Dr. Goodword’s Language Blog

Getting off the Snide

Pat Williams Jeffery, Bucknell ’72, just dropped me this note today:

Listening to a sportscast the other day, I heard the announcer talk about someone getting ‘off the snide’. I thought that might be a good word for the day as it has more than one meaning—a snide remark, for example. I am really curious as to the origin of the ‘off the snide’ phrase and thought other readers might like to know, too.”

“Off the snide” is a nonce expression which may have been created by whomever you heard use it. I’m not familiar with it but there are hundreds of such creative configurations floating around out there like the names of such pseudo-diseases, as the hungries, the greasies, the gigglies, the twitchies, and others like do the dirty. Rarely do any stick but some do: on the ball, off the sauce, off his game. This one doesn’t have as much going for it as does, say, off his rocker or off her game, so I don’t give it much chance of survival.

Snide would be a good Good Word but both my two central sources say “Origin unknown” so we won’t find any history of it. It started out as thieves argot in Jolly Old, which pretty much assures that its history is lost forever.
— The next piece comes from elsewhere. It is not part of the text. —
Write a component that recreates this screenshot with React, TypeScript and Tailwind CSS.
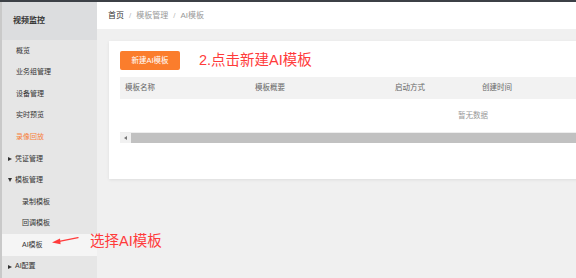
const menu: { label: string; kind?: "active" | "closed" | "open" | "sub" | "current" }[] = [
	{ label: "概览" },
	{ label: "业务组管理" },
	{ label: "设备管理" },
	{ label: "实时预览" },
	{ label: "录像回放", kind: "active" },
	{ label: "凭证管理", kind: "closed" },
	{ label: "模板管理", kind: "open" },
	{ label: "录制模板", kind: "sub" },
	{ label: "回调模板", kind: "sub" },
	{ label: "AI模板", kind: "current" },
	{ label: "AI配置", kind: "closed" },
];

const columns = [
	{ label: "模板名称", w: "w-[130px]" },
	{ label: "模板概要", w: "w-[140px]" },
	{ label: "启动方式", w: "w-[87px]" },
	{ label: "创建时间", w: "w-[100px]" },
];

export default function App() {
	return (
		<div className="relative flex h-[278px] w-[576px] flex-col overflow-hidden bg-[#f0f0f0] font-['Liberation_Sans','Noto_Sans_CJK_SC',sans-serif]">
			{/* top strip */}
			<div className="h-[2px] shrink-0 bg-[#3c4046]" />

			<div className="flex min-h-0 flex-1">
				{/* Sidebar */}
				<aside className="w-[97px] shrink-0 border-l-2 border-[#c9c9c9] bg-[#e6e6e6]">
					<div className="flex h-[38px] items-center bg-[#dcdddf] pl-[11px] text-[8px] font-bold text-[#333]">视频监控</div>
					{menu.map((m) => (
						<div
							key={m.label}
							className={`flex h-[21.6px] items-center text-[7px] ${m.kind === "current" ? "bg-[#f5f5f5]" : ""} ${m.kind === "active" ? "text-[#f7803a]" : "text-[#333]"} ${m.kind === "sub" || m.kind === "current" ? "pl-[20px]" : "pl-[14px]"}`}
						>
							{m.kind === "closed" && <span className="-ml-[8px] mr-[3px] inline-block h-0 w-0 border-y-[2.5px] border-l-[4px] border-y-transparent border-l-[#333]" />}
							{m.kind === "open" && <span className="-ml-[8px] mr-[3px] inline-block h-0 w-0 border-x-[2.5px] border-t-[4px] border-x-transparent border-t-[#333]" />}
							{m.label}
						</div>
					))}
				</aside>

				{/* Main */}
				<main className="min-w-0 flex-1 overflow-hidden">
					<div className="flex h-[27px] items-center gap-[5px] bg-white pl-[11px] text-[8px]">
						<span className="text-[#333]">首页</span>
						<span className="text-[#bbb]">/</span>
						<span className="text-[#999]">模板管理</span>
						<span className="text-[#bbb]">/</span>
						<span className="text-[#999]">AI模板</span>
					</div>

					<div className="pl-[12px] pt-[12px]">
						<div className="w-[520px] bg-white px-[11px] pb-[36px] pt-[10px] shadow-[0_1px_3px_rgba(0,0,0,0.08)]">
							<div className="flex items-center">
								<button className="flex h-[19px] w-[60px] items-center justify-center rounded-[2px] bg-[#fb7d2c] text-[7.5px] text-white">新建AI模板</button>
								<span className="ml-[19px] text-[14.5px] leading-none text-[#ff3b3b]">2.点击新建AI模板</span>
							</div>

							<div className="mt-[7px]">
								<div className="flex h-[22px] items-center bg-[#f2f2f2] pl-[5px] text-[7.5px] text-[#666]">
									{columns.map((c) => (
										<span key={c.label} className={`${c.w} shrink-0`}>{c.label}</span>
									))}
								</div>
								<div className="flex h-[34px] items-center border-b border-[#eee] pl-[338px] text-[7.5px] text-[#999]">暂无数据</div>
								<div className="flex h-[10px] items-stretch">
									<div className="flex w-[11px] items-center justify-center bg-[#f1f1f1]">
										<span className="inline-block h-0 w-0 border-y-[2px] border-r-[3px] border-y-transparent border-r-[#777]" />
									</div>
									<div className="flex-1 bg-[#c1c1c1]" />
								</div>
							</div>
						</div>
					</div>
				</main>
			</div>

			{/* Annotation: arrow + label */}
			<svg className="absolute left-[50px] top-[234px]" width="30" height="14" viewBox="0 0 30 14">
				<path d="M8 7.6 L28 3.6" stroke="#ff3b3b" strokeWidth="1.4" strokeLinecap="round" />
				<polygon points="2,8.6 10,4.6 10.6,10.2" fill="#ff3b3b" />
			</svg>
			<span className="absolute left-[90px] top-[234px] text-[14.5px] leading-none text-[#ff3b3b]">选择AI模板</span>
		</div>
	);
}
3 Responses to “Getting off the Snide”

  1. Helmet Speakers Says:

    I hear the expression, “he’s really gotten off the snide” (particularly in the sports world) Anyboby got a clue about this origin and meaning?? Thanks Guy

    We’ve had a recent discussion of this which you can find by typing “schneid” in the Search box. “Off the snide” is a variant of schneid, and schneider, both terms from gin rummy (and later, other card games) where one side has failed to score for an extended period. Stakes at gin rummy escalate if you schneider your opponent, that is, reach a winning score to their
    Helmet Speakers

  2. Stephen Waldman Says:

    Years ago, when ‘Mad’ magazine was more verbal (and also had really great art), they sometimes used the expression “It’s crackers to slip a rozzer the dropsy in snide.” Cockney, I guess, meaning it’s crazy to pay off a cop with counterfeit money.

  3. Liz Davenport Says:

    i came across a similar sentence in P. G. Wodehouse’s The Small Bachelor, “…the male bird would prove to be Willie the Dude, wanted in Syracuse for slipping the snide.” This was a supposition by a policeman eying a group of prisoners he’d captured near the end of the book. (The male bird wasn’t Willie the Dude, nor was counterfeiting part of the plot, but it’s an interesting interpretation of slipping the snide.)